I haven't seen a batsman walk off so slowly as Peter Siddle this morning. I would have thought the trip back to the dressing room is one you want to get over and done with, but he took baby steps like he would only be truly out when he went through the gate and could extend his time at the crease just a bit more by staying on the field. Maybe he wanted to soak up the pain properly and soberly before having to face the barrage of sporting homilies in the dressing room. That's sort of why I was there. Not the not getting into the dressing room bit of course.

06 January 2011

But egg sandwiches

As my parents, brother and I queued to get into the SCG today, we brightly said to each other, "Should see Australia batting today!" "Yes, plenty of batting!", "That's the good thing about Day 3, you often get to see batting and bowling."

I may have rather sharply remarked at that point that we could have seen batting and bowling on day one at the MCG, which was unnecessary, because we all knew we were pushing it. And: yes (the next stage of grief from "but no"?).

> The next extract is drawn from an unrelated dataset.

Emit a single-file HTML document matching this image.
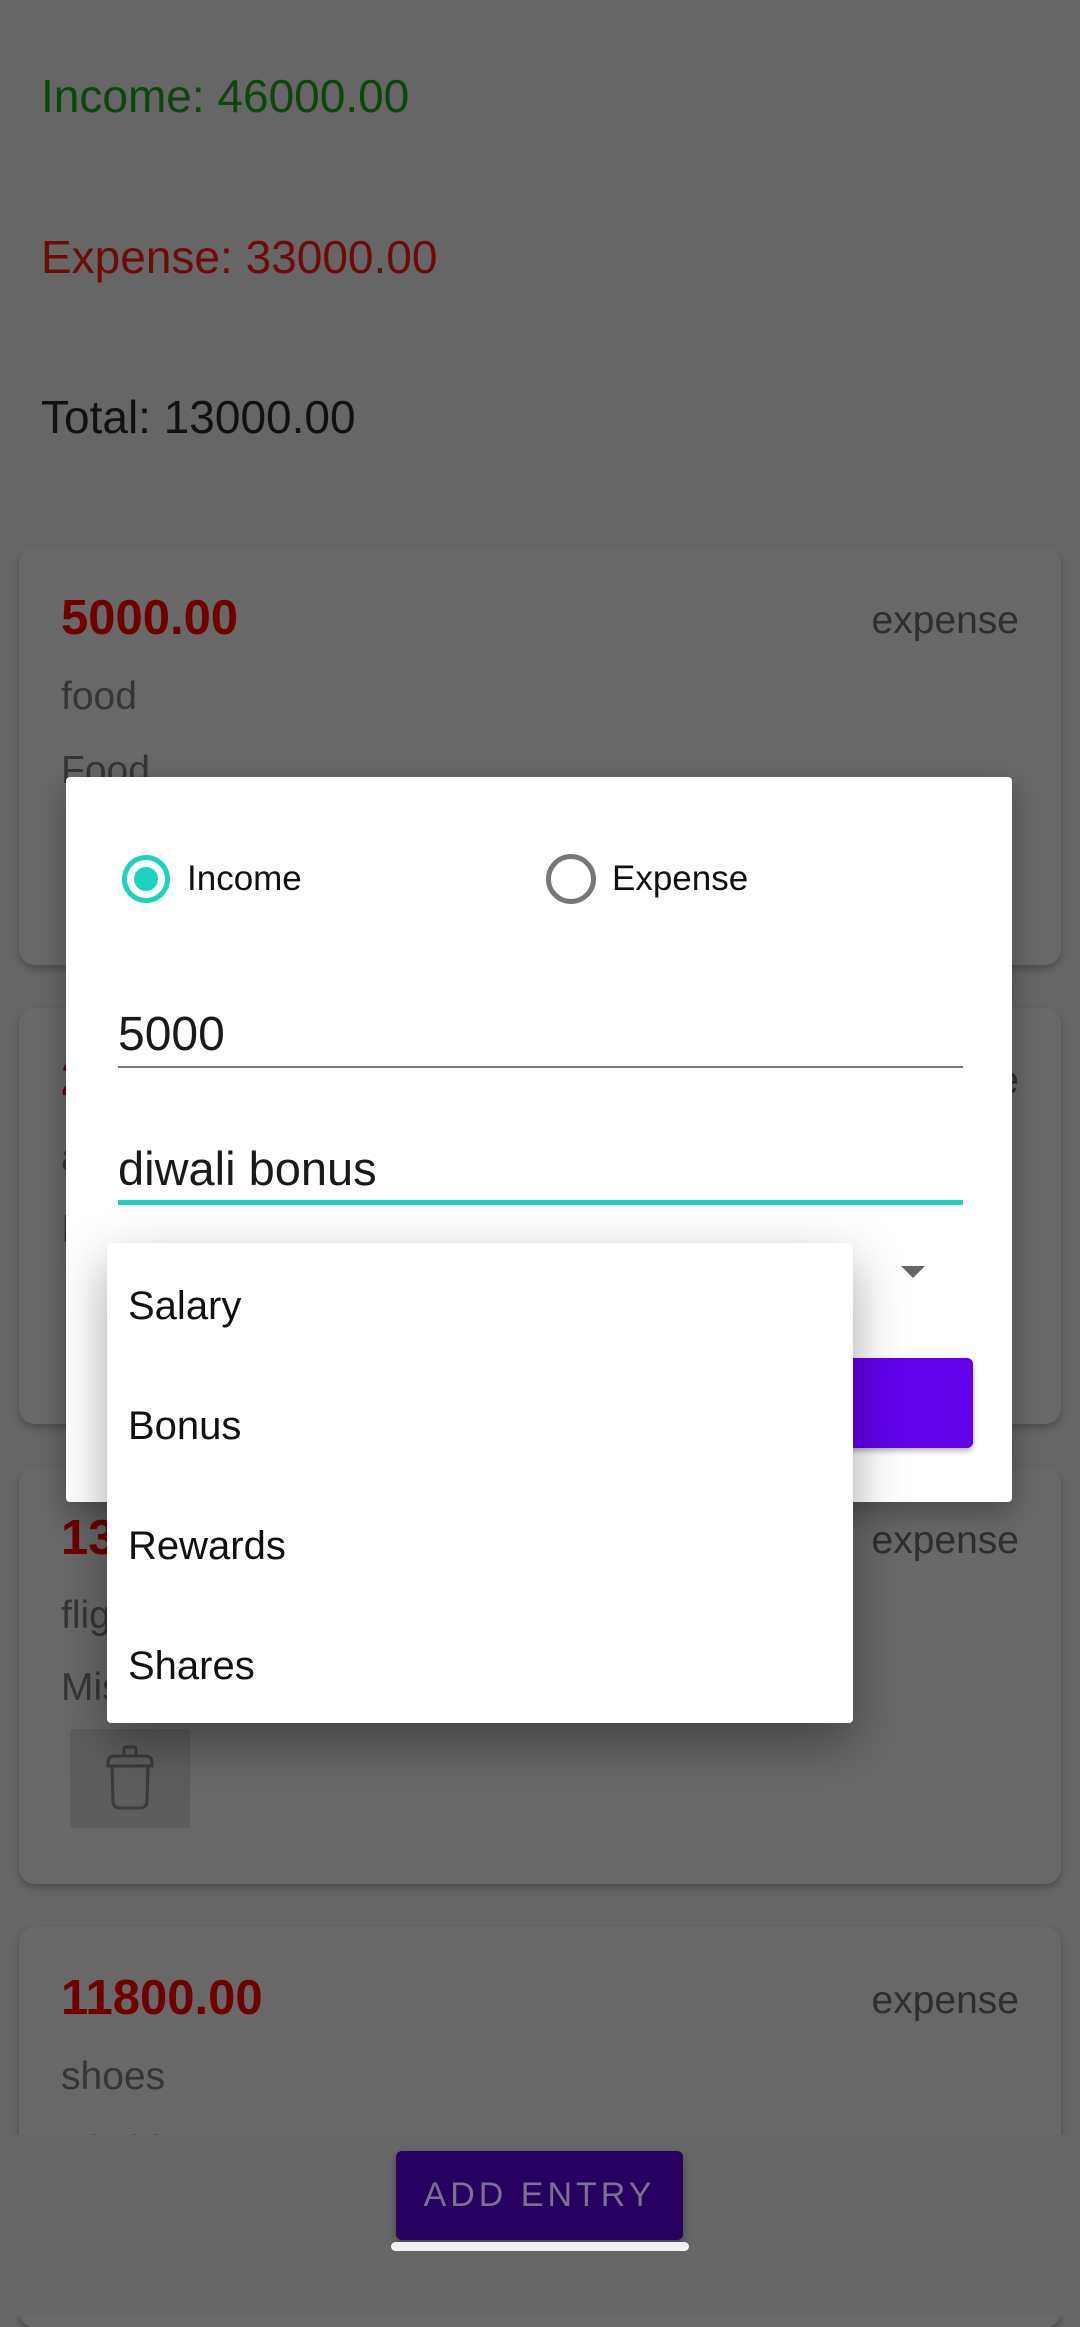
<!DOCTYPE html>
<html><head><meta charset="utf-8"><style>
*{margin:0;padding:0;box-sizing:border-box}
body{width:1080px;height:2316px;background:#666;position:relative;overflow:hidden;font-family:"Liberation Sans",sans-serif}
.a{position:absolute;white-space:nowrap;line-height:1}
.card{position:absolute;left:19px;width:1042px;background:#686868;border-radius:16px;box-shadow:0 4px 8px rgba(0,0,0,.25)}
.amt{color:#700000;font-weight:bold;font-size:49px}
.sub{color:#353535;font-size:39px}
.exp{color:#2e2e2e;font-size:39px}
</style></head><body>
<div class="a" style="left:41px;top:73px;font-size:46px;color:#0c460c">Income: 46000.00</div>
<div class="a" style="left:41px;top:234px;font-size:46px;color:#6e0a0a">Expense: 33000.00</div>
<div class="a" style="left:41px;top:394px;font-size:46px;color:#111">Total: 13000.00</div>

<div class="card" style="top:547px;height:418px"></div>
<div class="a amt" style="left:61px;top:594px">5000.00</div>
<div class="a exp" style="right:61px;top:601px">expense</div>
<div class="a sub" style="left:61px;top:677px">food</div>
<div class="a sub" style="left:61px;top:751px">Food</div>

<div class="card" style="top:1008px;height:416px"></div>
<div class="a amt" style="left:61px;top:1055px">2</div>
<div class="a exp" style="right:61px;top:1061px">expense</div>
<div class="a sub" style="left:61px;top:1138px">a</div>
<div class="a sub" style="left:61px;top:1210px">I</div>

<div class="card" style="top:1467px;height:417px"></div>
<div class="a amt" style="left:61px;top:1514px">13000.00</div>
<div class="a exp" style="right:61px;top:1521px">expense</div>
<div class="a sub" style="left:61px;top:1596px">flight</div>
<div class="a sub" style="left:61px;top:1668px">Misc</div>
<div style="position:absolute;left:70px;top:1729px;width:120px;height:99px;background:#5d5d5d;border-radius:3px">
<svg width="120" height="99" viewBox="0 0 120 99"><g fill="none" stroke="#3a3a3a" stroke-width="3"><rect x="54" y="18" width="12" height="9" rx="2"/><path d="M38 34 Q38 27 45 27 H75 Q82 27 82 34 V37 H38 Z"/><path d="M42 37 L43 73 Q44 79 50 79 H70 Q76 79 77 73 L78 37"/></g></svg></div>

<div class="card" style="top:1927px;height:400px"></div>
<div class="a amt" style="left:61px;top:1974px">11800.00</div>
<div class="a exp" style="right:61px;top:1981px">expense</div>
<div class="a sub" style="left:61px;top:2057px">shoes</div>
<div class="a sub" style="left:61px;top:2131px">Clothing</div>
<div style="position:absolute;left:0;top:2135px;width:1080px;height:181px;background:#666"></div>

<div style="position:absolute;left:396px;top:2151px;width:287px;height:89px;background:#270060;border-radius:6px;box-shadow:0 4px 8px rgba(0,0,0,.3)"></div>
<div class="a" style="left:396px;width:287px;text-align:center;top:2178px;font-size:34px;color:#7d6e96;letter-spacing:4px">ADD ENTRY</div>
<div style="position:absolute;left:391px;top:2242px;width:298px;height:9px;background:#f2f2f2;border-radius:5px"></div>

<div style="position:absolute;left:66px;top:777px;width:946px;height:725px;background:#fff;border-radius:4px;box-shadow:0 10px 30px rgba(0,0,0,.3)"></div>
<div style="position:absolute;left:122px;top:855px;width:48px;height:48px;border:5px solid #1dd3c0;border-radius:50%"></div>
<div style="position:absolute;left:134px;top:867px;width:24px;height:24px;background:#1dd3c0;border-radius:50%"></div>
<div class="a" style="left:187px;top:861px;font-size:35px;color:#111">Income</div>
<div style="position:absolute;left:546px;top:854px;width:50px;height:50px;border:5px solid #777;border-radius:50%"></div>
<div class="a" style="left:612px;top:861px;font-size:35px;color:#111">Expense</div>
<div class="a" style="left:118px;top:1011px;font-size:48px;color:#1a1a1a">5000</div>
<div style="position:absolute;left:118px;top:1066px;width:845px;height:2px;background:#777"></div>
<div class="a" style="left:118px;top:1145px;font-size:47px;color:#1a1a1a">diwali bonus</div>
<div style="position:absolute;left:118px;top:1200px;width:845px;height:5px;background:#1dd3c0"></div>
<div style="position:absolute;left:901px;top:1266px;width:0;height:0;border-left:12px solid transparent;border-right:12px solid transparent;border-top:12px solid #666"></div>
<div style="position:absolute;left:118px;top:1358px;width:855px;height:90px;background:#6200ea;border-radius:6px;box-shadow:0 3px 6px rgba(0,0,0,.3)"></div>

<div style="position:absolute;left:107px;top:1243px;width:746px;height:480px;background:#fff;border-radius:4px;box-shadow:0 20px 50px rgba(0,0,0,.35)"></div>
<div class="a" style="left:128px;top:1286px;font-size:40px;color:#111">Salary</div>
<div class="a" style="left:128px;top:1406px;font-size:40px;color:#111">Bonus</div>
<div class="a" style="left:128px;top:1526px;font-size:40px;color:#111">Rewards</div>
<div class="a" style="left:128px;top:1646px;font-size:40px;color:#111">Shares</div>
</body></html>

We were at the back of the Victor Trumper stand and completely surrounded by supporters of England. Not the singing ones, fortunately, "standing" ones - we only realised we were surrounded when they all leapt to their feet when - oh, which milestone was it? Someone's 50, 100, 150... maybe Cook, Bell, Prior... The middle session was the hardest I think, I could barely look at the scoreboard, my brother and I got out all of the SMH's cryptic crossword. Then it was just that dissociative free-fall when you know all is lost and you just cheer all the bowling changes - sure, why not Hussey?

But: egg sandwiches.

I also took way too many pictures of Hilfenhaus standing far below near the boundary. But he would place himself in the centre of a grass diamond itself at the apex of a grass checkerboard with his hands on hips and weight on one leg.


Turmoil update

It now seems likely that Beer's creased forehead is due to thick skin, which is just as bloody well, no?

03 January 2011

Test 5 Day 1

Today I slept in and when I finally turned on the television at 10.45 am I was a little concerned that we might already be several down if we had gone in to bat. But all was (relatively) calm and it trickled on in a grim and halting sort of way, thoroughly brightened however by Usman Khawaja who looks more like the real deal than anyone on the team for a long time, n'est-ce pas? P. Roebuck noted his "absence of inner turmoil" which alone is an enormous relief and would mark him out from... everyone? I'd say even Siddle has a little inner turmoil. Perhaps not Brad Haddin. Shall we try to rank the squad from most to least inner turmoil?

1. Mitchell Johnson: inner turmoil, outer turmoil, all-round turmoil.
2. Phillip Hughes: is it the cursed Katich "Ashes ruined my life twice" spot?
3. Shane Watson: despite entrenchment, still looks like someone trying desperately to fit in.
4. Michael Clarke: inner turmoil in denial that it is inner turmoil.
5. Mike Hussey: developed a haunted look during his rough patch that he hasn't quite shaken off.
6. Steve Smith: is his quizzical look inner turmoil?
7. Michael Beer? To be honest, I'm just going on the creases in his forehead.
8. Peter Siddle: inner turmoil like an upset stomach rather than an existential condition.
9. Ben Hilfenhaus: disappointed but knows he has a job as a calendar model if he gets kicked off the team.*
10. Usman Khawaja: it could all change very soon, but he looked the serene machine today.
11. Brad Haddin: I don't think so.

* That said, where is the Men of Cricket Calendar 2011? Where?

What I did yesterday

The other thing was that I dropped into the SCG yesterday when the teams do their net sessions and the public can wander in to have a look. I came across this phenomenon by accident a few years ago, when South Africa were touring and I've dropped in the day before the match ever since. I don't stay long, maybe 15-20 minutes: I check out who's playing in the nets (yesterday: Prior, Collingwood, Bell and KP, and Cook signing autographs) but mostly I like to have a sit in the Ladies Stand, watch the pitch preparation, and soak up the sort of portentous calm of an empty pre-match stadium. It's part of the ground I wouldn't normally have access to and a very pleasing atmosphere. I took some photos and here they are.